Вот что писал, например, один из персидских полководцев эпохи Сассанидов об армянах, сражавшихся с ним под предводительством некоего героя Вагана: “Сколько вреда нанес нам Ваган со своей малочисленной дружиной, говоря истину, состоявшей иногда из нескольких сотен людей, могут свидетельствовать старшины нашего войска. Тяжело говорить, и покажется невероятной речь моя, как с малочисленной дружиной он неустрашимо вел упорную борьбу, делая нападения на войска, расположенные в стане, и причиняя огромный вред. Но я расскажу об одном деле, которого я сам был свидетель – дело неслыханное, превышающее все дела человеческие; оно покажется для слушателей невероятным. С тридцатью воинами Ваган бесстрашно напал на три тысячи человек и совершил такой подвиг, что бывшие там до сих пор вспоминают о нем и до сих пор не могут освободиться от наведенного на них страха. Дело это ничему нельзя уподобить. Как деятельные работники, острыми серпами и косами накосив траву и собрав ее в скирды, весело и беспечно возвращаются по домам своим, точно так же и тридцать воинов-армян, напав на полк Махрама, разбили, опрокинули его и множество храбрых перерезали, а сами не убегали, не гнали своих лошадей назад, но долгое время беззаботно ехали около нас, и никто из нашего войска не смел взглянуть на них,– они казались нам не людьми. Хотя эти слова, произнесенные перед тобой – дерзость с моей стороны, но я осмеливаюсь высказать истину. Если бы Армения с такими Людьми была с нами, то Грузия и Албания не посмели бы никогда отложиться от нас...”
И если, действительно, политическая история Армянского царства представляет преимущественно и почти исключительно факты бессилия перед иноплеменниками, приходившими покорять его, то история христианства в этой стране, напротив, богата доказательствами необыкновенной, упорной стойкости народа в защите своих верований; этой силе религиозного духа он и обязан сохранением своей национальной обособленности.
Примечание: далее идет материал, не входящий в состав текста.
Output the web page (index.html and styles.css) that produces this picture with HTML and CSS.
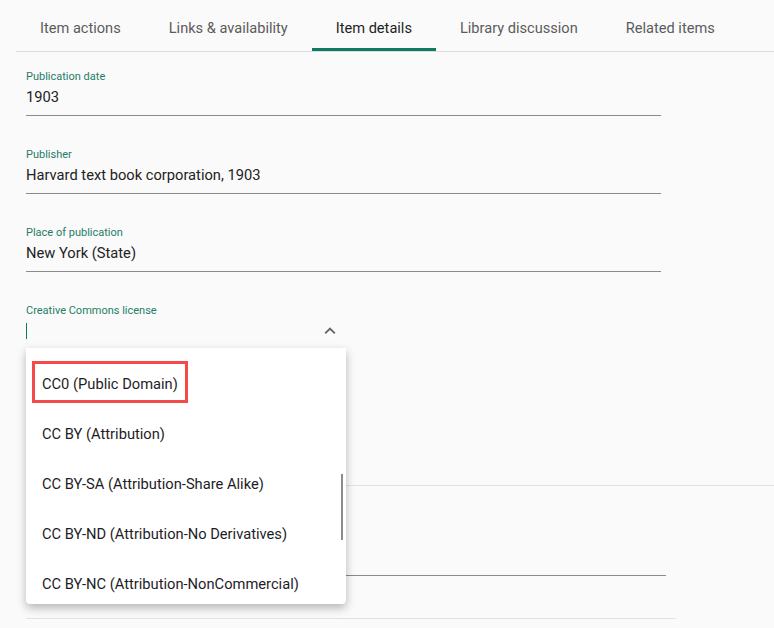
FILE: index.html
```html
<!DOCTYPE html>
<html lang="en">
<head>
  <meta charset="UTF-8" />
  <title>Item details</title>
  <link rel="stylesheet" href="styles.css">
</head>
<body>
  <!-- Tabs -->
  <nav class="tabs">
    <a class="tab">Item actions</a>
    <a class="tab">Links &amp; availability</a>
    <a class="tab active">Item details</a>
    <a class="tab">Library discussion</a>
    <a class="tab">Related items</a>
  </nav>

  <div class="details">
    <div class="field">
      <label>Publication date</label>
      <div class="value">1903</div>
    </div>

    <div class="field">
      <label>Publisher</label>
      <div class="value">Harvard text book corporation, 1903</div>
    </div>

    <div class="field">
      <label>Place of publication</label>
      <div class="value">New York (State)</div>
    </div>

    <!-- License select, open -->
    <div class="field select open">
      <label>Creative Commons license</label>
      <div class="value">
        <span class="caret"></span>
        <svg class="chevron" width="22" height="22" viewBox="0 0 24 24">
          <path d="M7.4 15.4 12 10.8l4.6 4.6L18 14l-6-6-6 6z" fill="#666"/>
        </svg>
      </div>

      <ul class="menu">
        <li><span class="mark"></span>CC0 (Public Domain)</li>
        <li>CC BY (Attribution)</li>
        <li>CC BY-SA (Attribution-Share Alike)</li>
        <li>CC BY-ND (Attribution-No Derivatives)</li>
        <li>CC BY-NC (Attribution-NonCommercial)</li>
      </ul>
      <div class="scrollbar"></div>
    </div>

    <div class="divider"></div>
    <div class="field hidden-field"></div>
    <div class="divider short"></div>
  </div>
</body>
</html>
```

FILE: styles.css
```css
* {
  box-sizing: border-box;
}

body {
  margin: 0;
  background: #fafafa;
  font-family: Roboto, "Noto Sans", sans-serif;
  color: #222;
  overflow: hidden;
}

.tabs {
  display: flex;
  margin-left: 16px;
  border-bottom: 1px solid #dcdcdc;
}

.tab {
  height: 51px;
  padding: 5px 24px 0;
  display: flex;
  align-items: center;
  font-size: 14.6px;
  color: #5c5c5c;
}

.tab.active {
  color: #1e1e1e;
  box-shadow: inset 0 -3px 0 #0f7a62;
}

.details {
  padding: 18px 0 0 26px;
}

.field {
  width: 635px;
  margin-bottom: 32px;
  padding-bottom: 7px;
  border-bottom: 1px solid #8a8a8a;
}

.field label {
  display: block;
  height: 14px;
  line-height: 14px;
  font-size: 11px;
  color: #1f7d66;
}

.field .value {
  margin-top: 2px;
  height: 22px;
  line-height: 22px;
  font-size: 14.7px;
}

.select {
  position: relative;
  width: 320px;
  margin-bottom: 0;
  padding-bottom: 6px;
  border-bottom: 2px solid #0f7a62;
}

.select .value {
  position: relative;
}

.caret {
  position: absolute;
  left: 0;
  top: 3px;
  width: 1px;
  height: 16px;
  background: #0f7a62;
}

.chevron {
  position: absolute;
  right: 5px;
  top: 0;
}

.menu {
  position: absolute;
  left: 0;
  top: 100%;
  margin: 0;
  padding: 11px 0 0;
  width: 320px;
  height: 256px;
  list-style: none;
  overflow: hidden;
  background: #fff;
  border-radius: 0 0 4px 4px;
  box-shadow: 0 4px 10px rgba(0, 0, 0, 0.28);
  z-index: 2;
}

.menu li {
  position: relative;
  height: 50px;
  line-height: 50px;
  padding-left: 16px;
  font-size: 14.7px;
  color: #1d1d26;
}

.mark {
  position: absolute;
  left: 6px;
  top: 2px;
  width: 156px;
  height: 42px;
  border: 3px solid #f34a4a;
}

.scrollbar {
  position: absolute;
  right: 3px;
  top: calc(100% + 126px);
  width: 2px;
  height: 66px;
  background: #8c8c8c;
  z-index: 3;
}

.divider {
  margin-top: 135px;
  height: 1px;
  background: #e2e2e2;
}

.hidden-field {
  width: 640px;
  height: 90px;
  margin-bottom: 42px;
}

.divider.short {
  margin-top: 0;
  width: 650px;
}
```
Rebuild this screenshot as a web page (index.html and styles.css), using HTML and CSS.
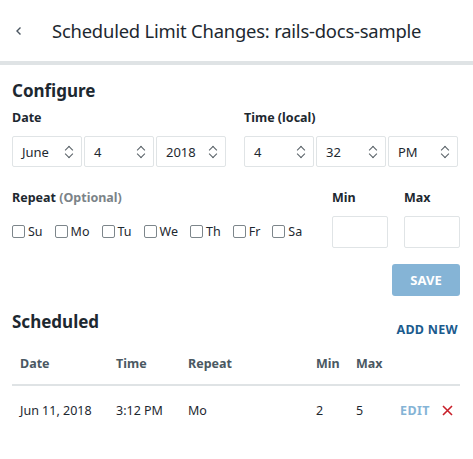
FILE: index.html
```html
<!DOCTYPE html>
<html>
<head>
<meta charset="utf-8">
<link rel="stylesheet" href="styles.css">
</head>
<body>
<header class="topbar">
  <span class="back"><svg width="8" height="10" viewBox="0 0 8 10"><path d="M5.5 1.5 L2 5 L5.5 8.5" fill="none" stroke="#4a5560" stroke-width="1.4"/></svg></span>
  <h1 class="title">Scheduled Limit Changes: rails-docs-sample</h1>
</header>
<main class="content">
  <h2 class="section-title">Configure</h2>
  <div class="row">
    <div class="group">
      <div class="label">Date</div>
      <div class="selects">
        <div class="select">June<span class="chev"></span></div>
        <div class="select">4<span class="chev"></span></div>
        <div class="select">2018<span class="chev"></span></div>
      </div>
    </div>
    <div class="group">
      <div class="label">Time (local)</div>
      <div class="selects">
        <div class="select">4<span class="chev"></span></div>
        <div class="select">32<span class="chev"></span></div>
        <div class="select">PM<span class="chev"></span></div>
      </div>
    </div>
  </div>
  <div class="row repeat-row">
    <div class="repeat">
      <div class="label">Repeat <span class="muted">(Optional)</span></div>
      <div class="days">
        <label class="day"><span class="box"></span>Su</label>
        <label class="day"><span class="box"></span>Mo</label>
        <label class="day"><span class="box"></span>Tu</label>
        <label class="day"><span class="box"></span>We</label>
        <label class="day"><span class="box"></span>Th</label>
        <label class="day"><span class="box"></span>Fr</label>
        <label class="day"><span class="box"></span>Sa</label>
      </div>
    </div>
    <div class="limits">
      <div class="limit">
        <div class="label">Min</div>
        <div class="input"></div>
      </div>
      <div class="limit">
        <div class="label">Max</div>
        <div class="input"></div>
      </div>
    </div>
  </div>
  <div class="actions"><button class="save">SAVE</button></div>
  <div class="sched-head">
    <h2 class="section-title">Scheduled</h2>
    <span class="add-new">ADD NEW</span>
  </div>
  <div class="table">
    <div class="trow thead">
      <span>Date</span><span>Time</span><span>Repeat</span><span>Min</span><span>Max</span><span></span>
    </div>
    <div class="trow tbody">
      <span>Jun 11, 2018</span><span>3:12 PM</span><span>Mo</span><span>2</span><span>5</span>
      <span class="row-actions"><span class="edit">EDIT</span><svg class="del" width="11" height="11" viewBox="0 0 11 11"><path d="M1 1 L10 10 M10 1 L1 10" stroke="#c8202a" stroke-width="1.6"/></svg></span>
    </div>
  </div>
</main>
</body>
</html>
```

FILE: styles.css
```css
* { box-sizing: border-box; }
body {
  margin: 0;
  font-family: "Noto Sans", "Open Sans", sans-serif;
  color: #1d2830;
  background: #fff;
}
.topbar {
  height: 65px;
  display: flex;
  align-items: center;
  border-bottom: 4px solid #dfe3e5;
  padding-left: 15px;
}
.back { width: 37px; display: flex; align-items: center; }
.title {
  margin: 0;
  font-size: 18.4px;
  font-weight: 400;
  color: #1d2830;
  letter-spacing: -0.2px;
}
.content { padding: 0 13px 0 12px; }
.section-title {
  margin: 0;
  font-size: 17px;
  font-weight: 700;
  line-height: 24px;
}
.content > .section-title { margin-top: 14px; }
.row { display: flex; gap: 17px; }
.group { width: 215px; }
.label {
  font-size: 12.5px;
  font-weight: 700;
  line-height: 18px;
  margin-top: 6px;
  margin-bottom: 9px;
}
.muted { color: #7b8388; }
.selects { display: flex; gap: 2px; }
.select {
  width: 70px;
  height: 31px;
  border: 1px solid #e0e4e6;
  border-radius: 2px;
  display: flex;
  align-items: center;
  justify-content: space-between;
  padding: 0 8px 0 9px;
  font-size: 13px;
  color: #1d2830;
}
.chev {
  width: 8px; height: 14px; position: relative;
}
.chev::before, .chev::after {
  content: "";
  position: absolute;
  left: 1px;
  width: 5px; height: 5px;
  border-left: 1.3px solid #555e64;
  border-top: 1.3px solid #555e64;
}
.chev::before { top: 2px; transform: rotate(45deg); }
.chev::after { bottom: 2px; transform: rotate(-135deg); }
.repeat-row { justify-content: space-between; margin-top: 16px; }
.days { display: flex; gap: 12px; margin-top: 16px; }
.day {
  display: flex; align-items: center; gap: 3px;
  font-size: 12.5px; color: #1d2830;
}
.box {
  width: 13px; height: 13px;
  border: 1px solid #7d868b;
  border-radius: 2px;
}
.limits { display: flex; gap: 16px; }
.limit { width: 56px; }
.input {
  width: 56px; height: 32px;
  border: 1px solid #e0e4e6;
  border-radius: 2px;
}
.actions { display: flex; justify-content: flex-end; margin-top: 16px; }
.save {
  width: 68px; height: 32px;
  background: #85b4d6;
  border: none;
  border-radius: 3px;
  color: #fff;
  font-family: inherit;
  font-size: 13px;
  font-weight: 700;
}
.sched-head {
  display: flex; justify-content: space-between; align-items: flex-end;
  margin-top: 14px;
}
.add-new {
  font-size: 12.5px; font-weight: 700; color: #1b5b8e;
  letter-spacing: 0.3px;
  margin-bottom: -4px;
  margin-right: 2px;
}
.table { margin-top: 14px; }
.trow {
  display: grid;
  grid-template-columns: 96px 72px 128px 40px 44px 1fr;
  padding-left: 8px;
  align-items: center;
  font-size: 12.5px;
}
.thead {
  font-weight: 700; color: #4a5862;
  height: 38px;
  border-bottom: 2px solid #dfe3e5;
  padding-bottom: 6px;
}
.tbody { height: 48px; color: #1d2830; }
.row-actions { display: flex; align-items: center; justify-content: space-between; padding-right: 7px; }
.edit { color: #85b4d6; font-weight: 700; letter-spacing: 0.4px; }
```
В долгие века подчиненного существования Армения была постоянной мученицей и, веруя в слова Спасителя, что “пройдут и земли, и небо, но не пройдут никогда слова Господни”,– вела упорную, кровавую борьбу с язычеством, магометанством и, наконец, с нетерпимостью Византии.
Вся эпоха зависимости Армении от персов испещрена фактами защиты веры с оружием в руках. Персидские цари неумолимо преследовали в ней христианство, побуждаемые к тому всего более причинами политическими. В своем непреклонном стремлении отнять Армению от Византии и уничтожить в ней греческое влияние они, вечно сомневавшиеся в верности иноверных армян, употребляли все силы к тому, чтобы привлечь к себе нахараров, а в народе ввести огнепоклонство и религиозными узами крепко связать Армению с Персией. Так персидский царь Шапух послал в Армению многочисленное войско, под начальством одного из армянских же нахараров, отступника Меружана, прямо с целью искоренения в ней христианства. Меружан старался уничтожить весь чин христианский, заключал епископов и священников в оковы и отсылал их в персидскую землю, объявлял повеление царя, чтобы никто не учился и не говорил по-гречески, сжигал греческие книги и запрещал переводить их. Царь Шапух II, сомневаясь в покорности армянского царя Аршака, упрекал его за дружбу с греческим императором и говорил: “Я знаю, что вы, армяне, хитрите и обманываете меня; вы любите того, кто исповедует вашу веру, и, сделавшись его единомышленниками, от меня убегаете”. И в чаду подозрительного недоверия Шапух клялся солнцем, водой и огнем, что не оставит в живых ни одного христианина. Эта политика по отношению к Армении была общей для длинного ряда персидских царей с IV и до VII века. Одному из византийских императоров армяне писали: “Мы непоколебимо сохранили веру от жестоких, нечестивых царей персидских, когда они упразднили престол наш, погубили всех нахараров и войско страны нашей, предали мечу мужей и жен и увели в плен множество жителей городов и деревень, оставив висеть над остальными всегда угрожающий меч”... И только уже в позднейшее время один из персидских царей издал указ: “Чтобы каждый оставался в своей вере и чтобы с этих пор никто не смел притеснять армян, так как все они наши подданные и телами нам будут служить, а душами их пусть ведает Тот, Кто души судит...”
Указ этот не надолго, однако, избавил Армению от религиозных преследований. Появились арабы, за ними татары,– и она вновь подверглась опустошительным набегам и вновь пролила потоки крови, защищая веру отцов от фанатизма мусульман.
Не меньше притеснений пришлось вынести армянам и от христианской Византии. Только в самом начале и были дружественные отношения между армянскими царями и византийскими императорами. Тиридат, как говорят, пользовался большой приязнью императора Константина, который, вместе с патриархом, с любовью принял его и св. Григория в Византии. “Два царя и оба архипастыря обязались жить и умереть друг за друга и в знак ненарушимости договора грамоту обмочили в Святые Тайны”. Этот договор лег в основание отношений между Арменией и Византией, и на него постоянно опирались в случаях возникавших недоразумений.